§ AIM
Give a verbatim copy of the lines below, minus the pictures.

§ EXTRACTED ENTRIES
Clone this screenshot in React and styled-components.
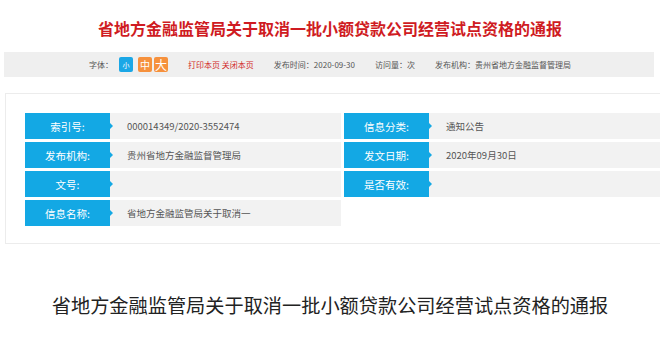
import React from "react";
import styled, { createGlobalStyle } from "styled-components";

const GlobalStyle = createGlobalStyle`
  html, body {
    margin: 0;
    padding: 0;
    background: #fff;
    overflow-x: hidden;
  }
  body {
    font-family: "Noto Sans CJK SC", "Liberation Sans", sans-serif;
  }
`;

const Page = styled.div`
  width: 660px;
`;

const Title = styled.h1`
  margin: 0;
  padding-top: 18px;
  font-size: 16px;
  line-height: 20px;
  font-weight: bold;
  color: #cf1b22;
  text-align: center;
`;

const InfoBar = styled.div`
  margin: 14px 6px 0 4px;
  height: 25px;
  background: #efefef;
  display: flex;
  align-items: center;
  justify-content: center;
  font-size: 8px;
  color: #555;
  padding-left: 22px;
`;

const Group = styled.span`
  display: flex;
  align-items: center;
  margin-right: ${(p) => p.$gap || 20}px;
  color: ${(p) => p.$color || "#555"};
`;

const SizeBtn = styled.span`
  width: 14px;
  height: 15px;
  margin-left: ${(p) => p.$ml || 0}px;
  border-radius: 2px;
  background: ${(p) => (p.$active ? "#1ba7e6" : "#f6913d")};
  color: #fff;
  font-size: ${(p) => p.$size}px;
  display: flex;
  align-items: center;
  justify-content: center;
`;

const Card = styled.div`
  margin: 16px -8px 0 5px;
  border: 1px solid #ececec;
  padding: 19px 0 17px 19px;
  display: grid;
  grid-template-columns: 316px 316px;
  column-gap: 3px;
  row-gap: 3px;
`;

const Row = styled.div`
  display: flex;
  height: 26px;
`;

const Label = styled.div`
  position: relative;
  width: 85px;
  flex-shrink: 0;
  background: #13a8e4;
  color: #fff;
  font-size: 10.5px;
  display: flex;
  align-items: center;
  justify-content: center;
  &::after {
    content: "";
    position: absolute;
    right: -3px;
    top: 50%;
    margin-top: -3px;
    border-left: 3px solid #13a8e4;
    border-top: 3px solid transparent;
    border-bottom: 3px solid transparent;
  }
`;

const Value = styled.div`
  flex: 1;
  background: #f2f2f2;
  color: #555;
  font-size: 9.5px;
  display: flex;
  align-items: center;
  padding-left: 17px;
`;

const BodyTitle = styled.h2`
  margin: 51px 0 0;
  font-family: "Liberation Serif", "Noto Sans CJK SC", serif;
  font-weight: normal;
  font-size: 19.2px;
  line-height: 24px;
  color: #222;
  text-align: center;
`;

const rows = [
  ["索引号:", "000014349/2020-3552474"],
  ["信息分类:", "通知公告"],
  ["发布机构:", "贵州省地方金融监督管理局"],
  ["发文日期:", "2020年09月30日"],
  ["文号:", ""],
  ["是否有效:", ""],
  ["信息名称:", "省地方金融监管局关于取消一"],
];

export default function App() {
  return (
    <Page>
      <GlobalStyle />
      <Title>省地方金融监管局关于取消一批小额贷款公司经营试点资格的通报</Title>
      <InfoBar>
        <Group $gap={20}>
          字体：
          <SizeBtn $active $size={7} $ml={6}>小</SizeBtn>
          <SizeBtn $size={10} $ml={5}>中</SizeBtn>
          <SizeBtn $size={12} $ml={2}>大</SizeBtn>
        </Group>
        <Group $gap={20} $color="#d22a2a">打印本页 关闭本页</Group>
        <Group $gap={20}>发布时间：2020-09-30</Group>
        <Group $gap={20}>访问量：次</Group>
        <Group $gap={0}>发布机构：贵州省地方金融监督管理局</Group>
      </InfoBar>
      <Card>
        {rows.map(([label, value]) => (
          <Row key={label}>
            <Label>{label}</Label>
            <Value>{value}</Value>
          </Row>
        ))}
      </Card>
      <BodyTitle>省地方金融监管局关于取消一批小额贷款公司经营试点资格的通报</BodyTitle>
    </Page>
  );
}
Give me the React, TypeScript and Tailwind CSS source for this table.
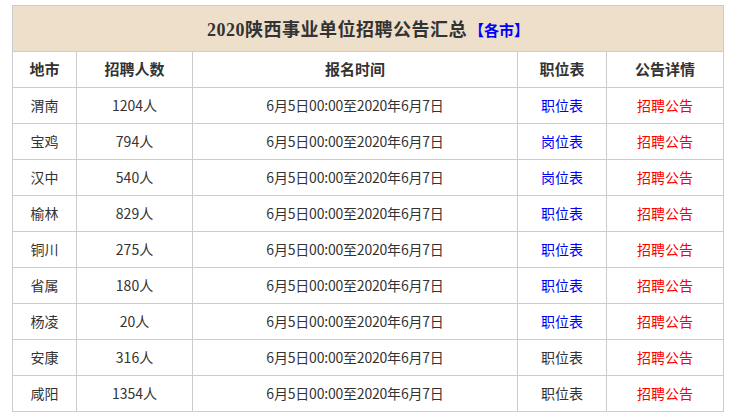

§ WORKED ANSWER
Clone this screenshot in React and styled-components.
import React from "react";
import styled, { createGlobalStyle } from "styled-components";

const GlobalStyle = createGlobalStyle`
  html, body {
    margin: 0;
    padding: 0;
    background: #fff;
    overflow-x: hidden;
  }
  body {
    font-family: "Noto Sans CJK SC", "Liberation Sans", sans-serif;
  }
`;

const Page = styled.div`
  width: 660px;
`;

const Title = styled.h1`
  margin: 0;
  padding-top: 18px;
  font-size: 16px;
  line-height: 20px;
  font-weight: bold;
  color: #cf1b22;
  text-align: center;
`;

const InfoBar = styled.div`
  margin: 14px 6px 0 4px;
  height: 25px;
  background: #efefef;
  display: flex;
  align-items: center;
  justify-content: center;
  font-size: 8px;
  color: #555;
  padding-left: 22px;
`;

const Group = styled.span`
  display: flex;
  align-items: center;
  margin-right: ${(p) => p.$gap || 20}px;
  color: ${(p) => p.$color || "#555"};
`;

const SizeBtn = styled.span`
  width: 14px;
  height: 15px;
  margin-left: ${(p) => p.$ml || 0}px;
  border-radius: 2px;
  background: ${(p) => (p.$active ? "#1ba7e6" : "#f6913d")};
  color: #fff;
  font-size: ${(p) => p.$size}px;
  display: flex;
  align-items: center;
  justify-content: center;
`;

const Card = styled.div`
  margin: 16px -8px 0 5px;
  border: 1px solid #ececec;
  padding: 19px 0 17px 19px;
  display: grid;
  grid-template-columns: 316px 316px;
  column-gap: 3px;
  row-gap: 3px;
`;

const Row = styled.div`
  display: flex;
  height: 26px;
`;

const Label = styled.div`
  position: relative;
  width: 85px;
  flex-shrink: 0;
  background: #13a8e4;
  color: #fff;
  font-size: 10.5px;
  display: flex;
  align-items: center;
  justify-content: center;
  &::after {
    content: "";
    position: absolute;
    right: -3px;
    top: 50%;
    margin-top: -3px;
    border-left: 3px solid #13a8e4;
    border-top: 3px solid transparent;
    border-bottom: 3px solid transparent;
  }
`;

const Value = styled.div`
  flex: 1;
  background: #f2f2f2;
  color: #555;
  font-size: 9.5px;
  display: flex;
  align-items: center;
  padding-left: 17px;
`;

const BodyTitle = styled.h2`
  margin: 51px 0 0;
  font-family: "Liberation Serif", "Noto Sans CJK SC", serif;
  font-weight: normal;
  font-size: 19.2px;
  line-height: 24px;
  color: #222;
  text-align: center;
`;

const rows = [
  ["索引号:", "000014349/2020-3552474"],
  ["信息分类:", "通知公告"],
  ["发布机构:", "贵州省地方金融监督管理局"],
  ["发文日期:", "2020年09月30日"],
  ["文号:", ""],
  ["是否有效:", ""],
  ["信息名称:", "省地方金融监管局关于取消一"],
];

export default function App() {
  return (
    <Page>
      <GlobalStyle />
      <Title>省地方金融监管局关于取消一批小额贷款公司经营试点资格的通报</Title>
      <InfoBar>
        <Group $gap={20}>
          字体：
          <SizeBtn $active $size={7} $ml={6}>小</SizeBtn>
          <SizeBtn $size={10} $ml={5}>中</SizeBtn>
          <SizeBtn $size={12} $ml={2}>大</SizeBtn>
        </Group>
        <Group $gap={20} $color="#d22a2a">打印本页 关闭本页</Group>
        <Group $gap={20}>发布时间：2020-09-30</Group>
        <Group $gap={20}>访问量：次</Group>
        <Group $gap={0}>发布机构：贵州省地方金融监督管理局</Group>
      </InfoBar>
      <Card>
        {rows.map(([label, value]) => (
          <Row key={label}>
            <Label>{label}</Label>
            <Value>{value}</Value>
          </Row>
        ))}
      </Card>
      <BodyTitle>省地方金融监管局关于取消一批小额贷款公司经营试点资格的通报</BodyTitle>
    </Page>
  );
}
Give me the React, TypeScript and Tailwind CSS source for this table.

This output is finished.